When I post ‘Catholic’ news or prayers on my Social Media pages, the ‘likes’ are no where to be seen! Tumbleweed blows across that desert haha but I live in hope that maybe something might lodge with someone?! Like Chazbo says, ‘I know how to get likes if I want them!’ but what I want is to always know God’s love for me, for us. How many of the world’s ‘likes’ and praises could compete with that?!

Social media is definitely like the market place Jesus describes. Come on, dance for us! Boo, you won’t perform when we want you to…

I love that poem by Elizabeth Hampton especially the last lines advising to listen for something else in that silence. I’m so thankful that your son made it through the noise and the pain. Thanks be to God!
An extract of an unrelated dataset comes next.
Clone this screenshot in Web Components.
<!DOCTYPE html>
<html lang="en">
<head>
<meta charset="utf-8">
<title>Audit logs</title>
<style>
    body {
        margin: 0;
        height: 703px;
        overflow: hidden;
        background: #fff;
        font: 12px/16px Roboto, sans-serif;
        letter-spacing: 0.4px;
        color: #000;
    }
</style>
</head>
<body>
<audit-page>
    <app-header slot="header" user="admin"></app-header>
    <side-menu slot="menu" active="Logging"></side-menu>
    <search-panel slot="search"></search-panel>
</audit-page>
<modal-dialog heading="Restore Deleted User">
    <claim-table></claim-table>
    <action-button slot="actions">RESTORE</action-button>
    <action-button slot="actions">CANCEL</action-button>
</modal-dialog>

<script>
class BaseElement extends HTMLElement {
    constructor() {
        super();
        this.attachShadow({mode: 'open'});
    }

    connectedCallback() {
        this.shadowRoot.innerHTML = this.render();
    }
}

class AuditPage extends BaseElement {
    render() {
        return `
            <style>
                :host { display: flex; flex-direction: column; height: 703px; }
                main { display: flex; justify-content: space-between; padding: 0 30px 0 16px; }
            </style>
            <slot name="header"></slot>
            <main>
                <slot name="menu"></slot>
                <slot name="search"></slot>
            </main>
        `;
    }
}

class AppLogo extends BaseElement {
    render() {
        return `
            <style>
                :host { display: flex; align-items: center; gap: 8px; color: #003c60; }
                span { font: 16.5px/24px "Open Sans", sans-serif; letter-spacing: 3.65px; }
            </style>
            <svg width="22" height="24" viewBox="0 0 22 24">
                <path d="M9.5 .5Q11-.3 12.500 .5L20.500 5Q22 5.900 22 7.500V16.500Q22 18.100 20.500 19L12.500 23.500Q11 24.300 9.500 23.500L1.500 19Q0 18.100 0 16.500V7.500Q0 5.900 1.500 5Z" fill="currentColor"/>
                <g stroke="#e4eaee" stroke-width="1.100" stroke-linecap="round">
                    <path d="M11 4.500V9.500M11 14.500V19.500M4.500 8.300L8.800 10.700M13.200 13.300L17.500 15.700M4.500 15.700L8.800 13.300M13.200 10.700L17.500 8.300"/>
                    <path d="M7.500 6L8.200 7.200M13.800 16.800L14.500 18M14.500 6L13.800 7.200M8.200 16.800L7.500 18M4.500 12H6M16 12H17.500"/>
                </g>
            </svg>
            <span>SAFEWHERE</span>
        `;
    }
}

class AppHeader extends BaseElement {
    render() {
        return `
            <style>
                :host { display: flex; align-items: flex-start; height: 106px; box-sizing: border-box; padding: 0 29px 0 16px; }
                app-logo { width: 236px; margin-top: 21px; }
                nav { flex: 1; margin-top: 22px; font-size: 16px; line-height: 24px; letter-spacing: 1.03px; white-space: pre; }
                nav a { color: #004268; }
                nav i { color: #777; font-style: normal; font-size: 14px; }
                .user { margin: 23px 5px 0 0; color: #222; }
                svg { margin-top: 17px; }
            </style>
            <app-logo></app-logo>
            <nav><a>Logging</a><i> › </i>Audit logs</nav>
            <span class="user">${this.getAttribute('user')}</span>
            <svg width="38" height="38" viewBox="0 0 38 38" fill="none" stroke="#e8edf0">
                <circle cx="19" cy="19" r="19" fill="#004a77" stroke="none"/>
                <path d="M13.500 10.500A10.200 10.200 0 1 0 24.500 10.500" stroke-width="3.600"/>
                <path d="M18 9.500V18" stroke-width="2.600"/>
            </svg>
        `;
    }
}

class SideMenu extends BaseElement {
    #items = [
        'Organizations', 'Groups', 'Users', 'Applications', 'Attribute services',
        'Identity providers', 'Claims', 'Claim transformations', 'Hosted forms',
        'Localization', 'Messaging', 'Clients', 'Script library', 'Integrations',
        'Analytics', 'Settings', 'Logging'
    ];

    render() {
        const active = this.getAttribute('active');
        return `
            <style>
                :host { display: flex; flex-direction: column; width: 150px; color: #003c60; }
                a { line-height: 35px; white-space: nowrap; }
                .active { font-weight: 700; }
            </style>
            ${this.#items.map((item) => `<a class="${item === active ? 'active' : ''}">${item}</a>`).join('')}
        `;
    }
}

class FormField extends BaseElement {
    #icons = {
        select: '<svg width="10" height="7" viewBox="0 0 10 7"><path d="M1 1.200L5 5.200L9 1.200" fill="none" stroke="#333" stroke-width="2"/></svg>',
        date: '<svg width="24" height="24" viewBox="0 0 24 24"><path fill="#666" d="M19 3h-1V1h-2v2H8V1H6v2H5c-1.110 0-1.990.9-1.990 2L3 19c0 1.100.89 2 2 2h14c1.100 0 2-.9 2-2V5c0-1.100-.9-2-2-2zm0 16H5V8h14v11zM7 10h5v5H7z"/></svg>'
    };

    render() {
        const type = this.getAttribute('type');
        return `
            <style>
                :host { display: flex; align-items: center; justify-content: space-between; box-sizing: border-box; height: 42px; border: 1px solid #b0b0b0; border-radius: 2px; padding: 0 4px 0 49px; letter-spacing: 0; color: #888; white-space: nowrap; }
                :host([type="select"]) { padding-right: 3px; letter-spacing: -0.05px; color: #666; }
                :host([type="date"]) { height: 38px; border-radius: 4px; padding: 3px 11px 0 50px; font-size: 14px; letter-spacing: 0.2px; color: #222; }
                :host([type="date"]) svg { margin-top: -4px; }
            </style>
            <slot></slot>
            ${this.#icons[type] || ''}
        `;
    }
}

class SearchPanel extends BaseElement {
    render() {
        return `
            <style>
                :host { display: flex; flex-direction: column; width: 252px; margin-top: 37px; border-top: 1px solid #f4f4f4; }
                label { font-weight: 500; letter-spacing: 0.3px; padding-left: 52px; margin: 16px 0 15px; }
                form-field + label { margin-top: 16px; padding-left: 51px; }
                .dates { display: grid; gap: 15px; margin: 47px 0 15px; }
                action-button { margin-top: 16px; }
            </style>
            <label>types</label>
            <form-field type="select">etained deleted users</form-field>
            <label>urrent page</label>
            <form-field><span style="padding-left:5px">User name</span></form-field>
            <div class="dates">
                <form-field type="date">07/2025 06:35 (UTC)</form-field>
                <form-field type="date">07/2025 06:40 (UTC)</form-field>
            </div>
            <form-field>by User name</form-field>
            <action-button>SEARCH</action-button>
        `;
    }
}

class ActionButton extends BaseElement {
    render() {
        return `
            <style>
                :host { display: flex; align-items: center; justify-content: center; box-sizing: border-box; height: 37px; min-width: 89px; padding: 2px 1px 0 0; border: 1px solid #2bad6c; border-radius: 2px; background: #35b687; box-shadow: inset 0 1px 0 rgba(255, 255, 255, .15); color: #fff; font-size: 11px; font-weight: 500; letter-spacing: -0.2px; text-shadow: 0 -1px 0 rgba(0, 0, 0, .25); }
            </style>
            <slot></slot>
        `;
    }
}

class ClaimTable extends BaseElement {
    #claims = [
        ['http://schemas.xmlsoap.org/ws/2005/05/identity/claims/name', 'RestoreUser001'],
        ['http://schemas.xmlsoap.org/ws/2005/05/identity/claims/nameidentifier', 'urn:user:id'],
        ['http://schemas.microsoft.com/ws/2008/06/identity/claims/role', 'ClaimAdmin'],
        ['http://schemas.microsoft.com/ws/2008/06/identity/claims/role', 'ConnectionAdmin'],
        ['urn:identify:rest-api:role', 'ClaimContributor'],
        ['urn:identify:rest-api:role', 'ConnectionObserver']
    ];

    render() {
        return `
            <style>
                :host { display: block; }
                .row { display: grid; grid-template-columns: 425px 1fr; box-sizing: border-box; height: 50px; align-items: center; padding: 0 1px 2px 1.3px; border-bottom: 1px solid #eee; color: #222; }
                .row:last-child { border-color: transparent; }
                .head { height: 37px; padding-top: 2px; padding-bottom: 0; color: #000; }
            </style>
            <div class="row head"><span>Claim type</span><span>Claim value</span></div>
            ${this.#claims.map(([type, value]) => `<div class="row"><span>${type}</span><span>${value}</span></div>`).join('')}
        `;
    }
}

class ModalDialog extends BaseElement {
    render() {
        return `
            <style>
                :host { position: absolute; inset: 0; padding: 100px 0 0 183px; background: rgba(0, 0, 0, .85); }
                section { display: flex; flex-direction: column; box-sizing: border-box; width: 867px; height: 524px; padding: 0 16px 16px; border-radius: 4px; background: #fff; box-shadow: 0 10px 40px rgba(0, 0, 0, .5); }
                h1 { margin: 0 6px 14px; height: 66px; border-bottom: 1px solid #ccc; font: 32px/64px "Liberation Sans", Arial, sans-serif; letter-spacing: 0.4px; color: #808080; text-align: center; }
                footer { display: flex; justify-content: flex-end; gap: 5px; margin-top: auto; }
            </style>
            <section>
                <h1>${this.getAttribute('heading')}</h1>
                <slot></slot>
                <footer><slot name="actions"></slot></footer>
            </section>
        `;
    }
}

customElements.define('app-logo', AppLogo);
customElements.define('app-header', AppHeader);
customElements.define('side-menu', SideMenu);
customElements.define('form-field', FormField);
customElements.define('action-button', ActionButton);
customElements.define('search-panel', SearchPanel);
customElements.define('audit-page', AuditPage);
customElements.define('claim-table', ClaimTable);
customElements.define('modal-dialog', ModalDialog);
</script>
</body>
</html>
Chazbo’s story makes me think of that phrase, ‘No good turn goes unpunished’ I can’t stand it! It’s so difficult but undeserved suffering only seems to make sense via The Cross and the Mass?
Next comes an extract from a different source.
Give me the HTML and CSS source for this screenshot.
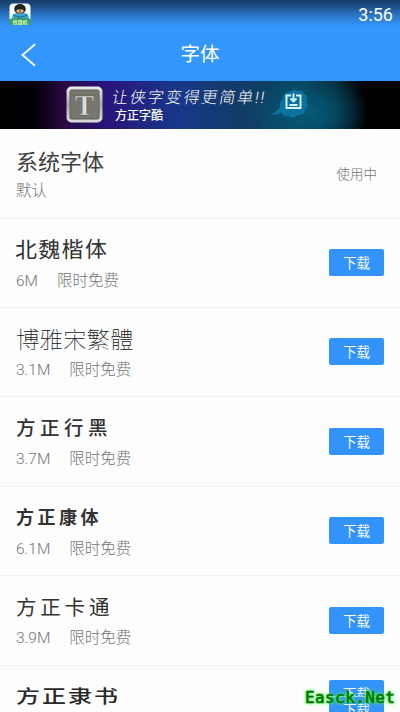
FILE: index.html
```html
<!DOCTYPE html>
<html lang="zh-CN">
<head>
<meta charset="utf-8">
<title>字体</title>
<link rel="stylesheet" href="styles.css">
</head>
<body>
<header class="top">
  <div class="status">
    <svg class="app" width="22" height="22" viewBox="0 0 22 22">
      <rect x=".5" y=".5" width="21" height="21" rx="4" fill="#f6ffff"/>
      <path d="M3 16q0-6 5-6h7q5 0 5 6z" fill="#3ba9d8"/>
      <ellipse cx="11" cy="6" rx="5.800" ry="5" fill="#242423"/>
      <path d="M7 7q4-2 8 0-.5 4-4 4T7 7z" fill="#a9794f"/>
      <path d="M8 8h2M12 8h2" stroke="#fff" stroke-width="1.200"/>
      <path d="M4 12q7 4 14 0" fill="none" stroke="#167fa5" stroke-width="1.500"/>
      <path d="M0 16q11-3 22 0v3q0 3-3 3H3q-3 0-3-3z" fill="#3b9b72"/>
      <text class="apptext" x="11" y="20.500">找靓机</text>
    </svg>
    <span class="clock">3:56</span>
  </div>
  <div class="nav">
    <svg class="back" width="16" height="24" viewBox="0 0 16 24"><path d="M14 1.200L1.500 12 14 22.800" fill="none" stroke="#fff" stroke-width="1.800"/></svg>
    <h1>字体</h1>
  </div>
</header>
<div class="banner">
  <svg class="logo" width="37" height="37" viewBox="0 0 37 37">
    <defs><linearGradient id="metal" x2="0" y2="1"><stop stop-color="#eee"/><stop offset=".5" stop-color="#aaa"/><stop offset="1" stop-color="#ddd"/></linearGradient></defs>
    <rect x=".5" y=".5" width="36" height="36" rx="5" fill="url(#metal)"/>
    <rect x="4" y="4" width="29" height="29" rx="1.500" fill="#77776e" stroke="#5d5d59"/>
    <text class="logotext" x="18.500" y="28.500">T</text>
  </svg>
  <div class="slogan"><span class="script">让侠字变得更简单!!</span><b>方正字酷</b></div>
  <svg class="splash" width="46" height="34" viewBox="0 0 46 34">
    <path d="M0 28Q8 25 11 20q-1-6 3-8 0-8 7-7 3-4 7-1 6-2 7 3 5 2 2 7 4 5-1 8 0 7-7 6-5 5-9 1-5 1-7-3-6 2-13 2z" fill="#0b719f"/>
    <path d="M22 8.500h-4.500v12.500h14V8.500H27M24.500 6.500v8M21.500 11.500l3 3 3-3M20.500 18h8" fill="none" stroke="#d9f7ff" stroke-width="1.900"/>
  </svg>
</div>
<main>
  <section class="row system"><div><h2>系统字体</h2><p><span>默认</span></p></div><span class="using">使用中</span></section>
  <section class="row"><div><h2 class="kai">北魏楷体</h2><p><span>6M</span><span>限时免费</span></p></div><button>下载</button></section>
  <section class="row"><div><h2 class="song">博雅宋繁體</h2><p><span>3.1M</span><span>限时免费</span></p></div><button>下载</button></section>
  <section class="row"><div><h2 class="hei">方正行黑</h2><p><span>3.7M</span><span>限时免费</span></p></div><button>下载</button></section>
  <section class="row"><div><h2 class="kang">方正康体</h2><p><span>6.1M</span><span>限时免费</span></p></div><button>下载</button></section>
  <section class="row"><div><h2 class="cartoon">方正卡通</h2><p><span>3.9M</span><span>限时免费</span></p></div><button>下载</button></section>
  <section class="row last"><div><h2 class="li">方正隶书</h2></div><div class="pair"><button>下载</button><button>下载</button></div></section>
</main>
<div class="mark">Easck.Net</div>
</body>
</html>
```
FILE: styles.css
```css
* { box-sizing: border-box; margin: 0; padding: 0; }
body {
  width: 400px;
  height: 712px;
  overflow: hidden;
  position: relative;
  background: #fdfdfd;
  font-family: Roboto, "Noto Sans CJK SC", sans-serif;
}
.top {
  height: 81px;
  background: linear-gradient(#173b68 0, #1e4f87 6px, #2c78c9 16px, #3296fd 26px);
  color: #fff;
}
.status { height: 28px; display: flex; justify-content: space-between; padding: 3px 7px 0 9px; }
.apptext { font: bold 5px "Noto Sans CJK SC", sans-serif; fill: #d8f8b0; text-anchor: middle; }
.clock { font-size: 18px; line-height: 23px; }
.nav { height: 53px; display: grid; grid-template-columns: 22px 1fr 22px; align-items: center; }
.back { margin-left: 21px; }
h1 { font-size: 19.5px; line-height: 28px; font-weight: 400; text-align: center; }
.banner {
  height: 48px;
  display: flex;
  align-items: flex-start;
  padding: 5px 0 0 66px;
  color: #fff;
  background: radial-gradient(ellipse 60px 40px at 310px 32px, #075a78, transparent), linear-gradient(90deg, #000 0, #020008 35px, #28083f 62px, #29147a 105px, #17398a 180px, #133b68 235px, #06465f 300px, #032b3b 335px, #000 365px);
}
.logotext { font: bold 29px "Liberation Serif", serif; fill: #ddd; stroke: #555; stroke-width: .5px; text-anchor: middle; }
.slogan { width: 168px; margin-left: 10px; display: flex; flex-direction: column; }
.script { font-size: 16px; line-height: 21px; font-weight: 300; letter-spacing: 1.9px; white-space: nowrap; transform: translate(-1px, 1px) skewX(-10deg); }
.slogan b { font-size: 12px; line-height: 16px; margin: 1px 0 0 2px; font-weight: 500; }
.splash { margin: 1px 0 0 -12px; }
.row {
  height: 89.5px;
  display: flex;
  justify-content: space-between;
  align-items: flex-start;
  padding: 17px 16px 0 16px;
  border-bottom: 1px solid #f3f3f3;
}
.system { padding-top: 18px; }
.system + .row { height: 89px; }
h2 { height: 30px; line-height: 30px; font-size: 22px; font-weight: 400; color: #414141; white-space: nowrap; transform-origin: left center; }
p { height: 24px; line-height: 24px; display: flex; gap: 19px; font-size: 15.5px; font-weight: 300; color: #757575; margin-top: 3px; }
.system p { margin-top: 2px; }
.system h2 { transform: translateY(1px); }
button {
  display: block;
  width: 55px;
  height: 27px;
  margin-top: 13.5px;
  border: 0;
  border-radius: 2px;
  background: #3294fa;
  color: #fff;
  font: 13.5px/27px "Noto Sans CJK SC", sans-serif;
}
.using { font-size: 13.5px; line-height: 20px; font-weight: 300; color: #757575; margin: 17px 7px 0 0; }
.kai { font-size: 22px; letter-spacing: 1.3px; transform: translate(-1px, 0) skewY(-.7deg); color: #333; }
.song { font-size: 23.5px; font-weight: 100; font-family: "Noto Sans CJK TC", sans-serif; color: #111; transform: translateY(-2px) scaleY(.95); }
.hei { font-size: 19.5px; letter-spacing: 4.5px; font-weight: 500; color: #333; }
.kang { font-size: 18px; letter-spacing: 3.5px; font-weight: 700; transform: translateY(-1px); color: #333; }
.cartoon { font-size: 20.5px; letter-spacing: 3.8px; color: #333; }
.li { font-size: 24px; letter-spacing: 2px; font-weight: 500; transform: translateY(-1px) scaleY(.75); color: #292929; }
.last { height: 46.5px; overflow: hidden; border: 0; }
.pair { margin-top: -3px; }
.pair button { margin-top: 0; }
.pair button:first-child { height: 16px; overflow: hidden; border-radius: 2px 2px 0 0; display: flex; justify-content: center; align-items: flex-start; }
.pair button + button { border-top: 1px solid #a5d0ff; line-height: 25px; }
.mark {
  position: absolute;
  left: 305px;
  top: 688px;
  font: 16px/20px "DejaVu Sans Mono", monospace;
  letter-spacing: .4px;
  color: #087308;
  -webkit-text-stroke: .6px #087308;
  text-shadow: 0 0 2px #3f3, 0 0 3px #4f4, 0 0 5px #6f6;
}
```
I’m not too keen on how this kind of art looks – although I think it does have a lot of energy and skill. I can see how the message gets across directly – so there’s a lot packed into it. Maybe I shouldn’t be so judgemental. It is punchy and easily understood across cultures and ages.

Chazbo M
Chazbo M(@chazbo)
2 months ago
Reply to  Pauline Wood

At first I thought you had made a mistake with ‘no good deed goes unpunished’ but having looked it up it starts with St Thomas Aquinas and is a sardonic twist on his wisdom.
Someone sprayed a picture like this on a building I have an interest in. I’ll try and send it tomorrow. It has a religious message. Going out to meet a few friends this evening – I hope that they are on good form 🙂

2 months ago

First thought: where is this child’s mother or grandmother, or whoever cares, to comfort his distress (and teach him how to use his phone safely!)?
Second thought: drawing on others’ comments about the dangers of social media, there used to be a concept of “custody of the senses” whereby one exerted self-control not to look at images, listen to sounds, touch items, etc. which might lead one’s soul into danger. It’s taken me a long while, not least because of the worldly people’s reproaches “you have to experience new things!” etc, but often (not always, yet) I can pray “Father, lead me not into temptation”.
Third thought: the only “chats” I need are with God (prayer, or even less formal words);
the only “likes” I need are God’s;
and I need no followers, but only to be whole-heartedly a follower of Him.

Which brings us back to point one, who will teach these things to this child?

The Gospel of today’s reading: maybe a rare glimpse into children’s games of Jesus’ time? Were they perhaps playing “weddings” (playing the pipes) and “funerals”
(playing the dirges) and complaining at those who didn’t join in?
An interesting contrast between the approaches of Jesus and John the Baptist.